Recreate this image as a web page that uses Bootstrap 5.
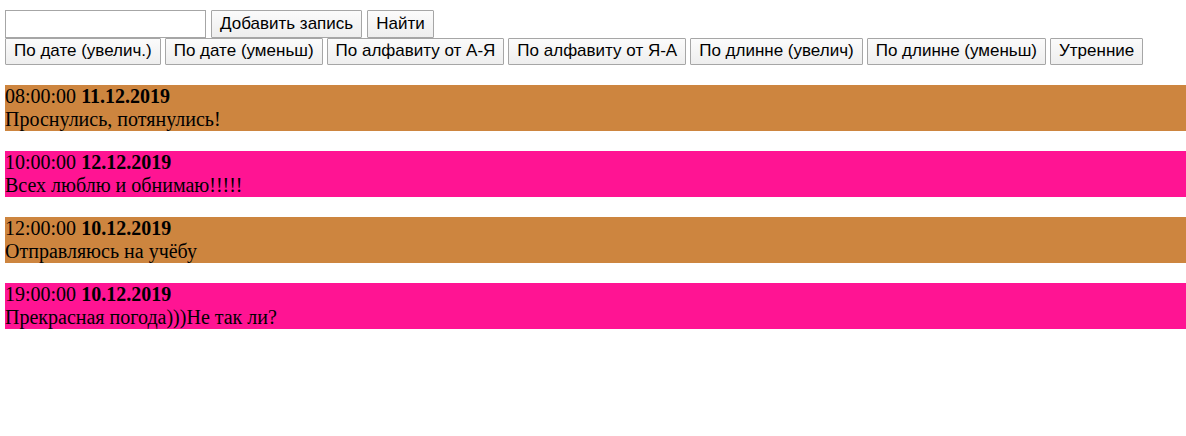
<!DOCTYPE html>
<html lang="ru">
<head>
<meta charset="utf-8">
<meta name="viewport" content="width=device-width, initial-scale=1">
<title>Записи</title>
<link rel="stylesheet" href="https://cdn.jsdelivr.net/npm/bootstrap@5.3.0/dist/css/bootstrap.min.css">
<style>
body { font-family: "Liberation Serif", serif; font-size: 20px; line-height: 23px; color: #000; background: #fff; padding: 10px 0 0 5px; }
.toolbar .btn, .toolbar .form-control { font-family: "Liberation Sans", sans-serif; font-size: 17px; line-height: 20px; color: #000; border: 1px solid #a6a6a6; border-radius: 1px; }
.toolbar .btn { padding: 3px 8px; background: linear-gradient(#fbfbfb, #eee); }
.toolbar .form-control { width: 201px; padding: 3px; border-radius: 0; }
.toolbar-search { gap: 5px; }
.toolbar-sort { gap: 4px; }
.toolbar-sort .btn { padding-top: 2px; }
.entries { margin-top: 20px; gap: 20px; }
.entry-morning { background: #cd853f; }
.entry-pink { background: #ff1493; }
</style>
</head>
<body>
<header>
<form class="toolbar toolbar-search d-flex flex-wrap">
<input type="text" class="form-control" aria-label="Текст записи">
<button type="button" class="btn">Добавить запись</button>
<button type="button" class="btn">Найти</button>
</form>
<div class="toolbar toolbar-sort d-flex flex-wrap">
<button type="button" class="btn">По дате (увелич.)</button>
<button type="button" class="btn">По дате (уменьш)</button>
<button type="button" class="btn">По алфавиту от А-Я</button>
<button type="button" class="btn">По алфавиту от Я-А</button>
<button type="button" class="btn">По длинне (увелич)</button>
<button type="button" class="btn">По длинне (уменьш)</button>
<button type="button" class="btn">Утренние</button>
</div>
</header>
<main class="entries d-flex flex-column">
<article class="entry-morning"><div>08:00:00 <b>11.12.2019</b></div><div>Проснулись, потянулись!</div></article>
<article class="entry-pink"><div>10:00:00 <b>12.12.2019</b></div><div>Всех люблю и обнимаю!!!!!</div></article>
<article class="entry-morning"><div>12:00:00 <b>10.12.2019</b></div><div>Отправляюсь на учёбу</div></article>
<article class="entry-pink"><div>19:00:00 <b>10.12.2019</b></div><div>Прекрасная погода)))Не так ли?</div></article>
</main>
<script src="https://cdn.jsdelivr.net/npm/bootstrap@5.3.0/dist/js/bootstrap.bundle.min.js"></script>
</body>
</html>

::::::::

> [WHAT THIS TASK INVOLVES]
Transcribe the listing above verbatim. Omit the pictures.

> [SOLUTION TO THE EXERCISE]
Recreate this image as a web page that uses Bootstrap 5.
<!DOCTYPE html>
<html lang="ru">
<head>
<meta charset="utf-8">
<meta name="viewport" content="width=device-width, initial-scale=1">
<title>Записи</title>
<link rel="stylesheet" href="https://cdn.jsdelivr.net/npm/bootstrap@5.3.0/dist/css/bootstrap.min.css">
<style>
body { font-family: "Liberation Serif", serif; font-size: 20px; line-height: 23px; color: #000; background: #fff; padding: 10px 0 0 5px; }
.toolbar .btn, .toolbar .form-control { font-family: "Liberation Sans", sans-serif; font-size: 17px; line-height: 20px; color: #000; border: 1px solid #a6a6a6; border-radius: 1px; }
.toolbar .btn { padding: 3px 8px; background: linear-gradient(#fbfbfb, #eee); }
.toolbar .form-control { width: 201px; padding: 3px; border-radius: 0; }
.toolbar-search { gap: 5px; }
.toolbar-sort { gap: 4px; }
.toolbar-sort .btn { padding-top: 2px; }
.entries { margin-top: 20px; gap: 20px; }
.entry-morning { background: #cd853f; }
.entry-pink { background: #ff1493; }
</style>
</head>
<body>
<header>
<form class="toolbar toolbar-search d-flex flex-wrap">
<input type="text" class="form-control" aria-label="Текст записи">
<button type="button" class="btn">Добавить запись</button>
<button type="button" class="btn">Найти</button>
</form>
<div class="toolbar toolbar-sort d-flex flex-wrap">
<button type="button" class="btn">По дате (увелич.)</button>
<button type="button" class="btn">По дате (уменьш)</button>
<button type="button" class="btn">По алфавиту от А-Я</button>
<button type="button" class="btn">По алфавиту от Я-А</button>
<button type="button" class="btn">По длинне (увелич)</button>
<button type="button" class="btn">По длинне (уменьш)</button>
<button type="button" class="btn">Утренние</button>
</div>
</header>
<main class="entries d-flex flex-column">
<article class="entry-morning"><div>08:00:00 <b>11.12.2019</b></div><div>Проснулись, потянулись!</div></article>
<article class="entry-pink"><div>10:00:00 <b>12.12.2019</b></div><div>Всех люблю и обнимаю!!!!!</div></article>
<article class="entry-morning"><div>12:00:00 <b>10.12.2019</b></div><div>Отправляюсь на учёбу</div></article>
<article class="entry-pink"><div>19:00:00 <b>10.12.2019</b></div><div>Прекрасная погода)))Не так ли?</div></article>
</main>
<script src="https://cdn.jsdelivr.net/npm/bootstrap@5.3.0/dist/js/bootstrap.bundle.min.js"></script>
</body>
</html>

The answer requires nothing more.